Connected dominating set in wireless ad hoc networks: variations with applications

Wireless ad hoc networks (or simply ad hoc networks) are infrastructureless multihop networks consisting of mobile or stationary wireless devices, which include mobile ad hoc networks (MANETs) and wireless sensor networks (WSNs). These networks are characterized by limited bandwidth and energy resources, frequent topology changes, and a lack of central control. These characteristics lead to the research challenges of ad hoc networks. The algorithms designed for ad hoc networks should be localized, self-organizing, and energy efficient. A connected dominating set (CDS) is frequently used in ad hoc networks as a virtual backbone to support efficient routing, service discovery, and area monitoring. In addition, efficient broadcasting (i.e., finding a small set of forward nodes to ensure full delivery) can be viewed as forming a CDS on-the-fly. The periodically maintained virtual backbone is called a static CDS, and the temporarily formed forward node set is called a dynamic CDS. For efficiency and robustness, the ideal CDS construction algorithm is lightweight, has fast convergence, and minimizes the CDS size. Recently, due to some specific applications and new techniques, the concept of a connected dominating set can be modified or further extended for more efficient usage. This dissertation focuses on the variations with applications of the connected dominating set, designing new concepts, and developing new algorithms for them. A review of CDS construction algorithms for ad hoc networks has been provided at the beginning. An efficient scheme, called Rule K, has been proposed for static CDS construction.
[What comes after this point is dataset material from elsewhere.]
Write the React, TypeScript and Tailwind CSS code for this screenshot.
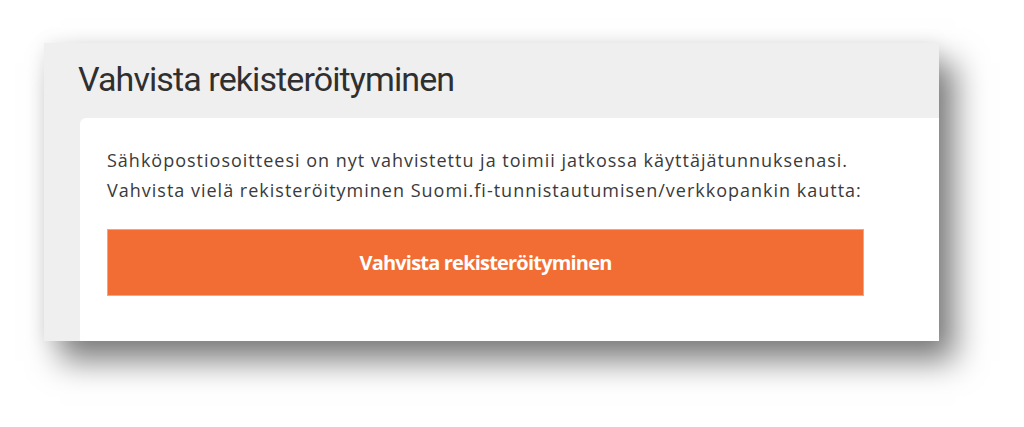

Rule K achieves a probabilistic constant upper bound on the expected CDS size, which is currently the best known performance guarantee for localized CDS algorithms. Several CDS algorithms are extended to generate the extended CDS, which exploits the cooperative communication technique to further reduce the size of CDS. A k-coverage set is developed for higher robustness. With the equipment of directional antennas, the transmission can be restricted to some certain directions to reduce interference and energy consumption. The corresponding directional CDS is discussed. Finally, a wireless sensor and actor network (WSAN) is introduced and localized algorithms are designed for it.